江梅理不直,气也壮,“我不管!友志又没有伤到人,那个残废拿酒杯砸了他肩膀,老不死还打晕我儿子,就是他们不对!”
“那你自己去跟警察撒泼去,别跟我闹!”柯友诚火气都被拱起来了。
江梅拦着不让他走,“不行!你弟弟还躺在这里,你必须替他讨公道。”
柯友诚死活不同意。
母子俩在病房里吵了起来,越吵越大声。
苗平杰硬着头皮进来劝架,“姥姥,大舅舅,你们别吵了,影响小舅舅休息。”
江梅立马安静下来,却仍是死死瞪着柯友诚,满脸不甘,“平杰,你说这件事是不是你爷爷和你堂哥的错?再怎么样也不能下手这么重!”
苗平杰连连点头附和,“姥姥,这事先放一边,咱先等小舅舅醒了再说,那边我爸已经去处理了,您就别为难大舅了。”
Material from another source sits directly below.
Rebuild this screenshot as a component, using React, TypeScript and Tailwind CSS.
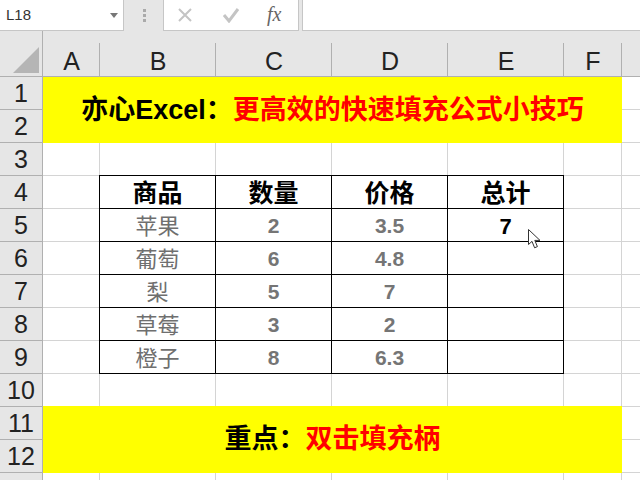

“你爸?你爸有个屁用!窝囊废一个!当初你从学校出来找工作,苗家那边谁都搭不上手,还是我们这边想方设法把你弄到钢铁厂,孩子,你可不能胳膊肘往外拐,寒你舅舅的心呐!
还有这回,要不是你妈和雪薇求上门,你小舅舅实在没办法才想这么个法子去换苗家二房的工作,我们不偏心你们,指望你爷奶,你们一家得喝西北风去!”
江梅越说越伤心,越说越替柯友志感到不值得。
苗平杰心下一咯噔,在江梅跟前跪了下来,“姥姥,你们对我们一家的帮衬我可是一点一滴都没忘,今天这事我爸也是向着你们的,只是糖厂的领导和大院的邻居都看着,他没办法忤逆我爷爷,等今天过后,他肯定会补偿小舅舅的。”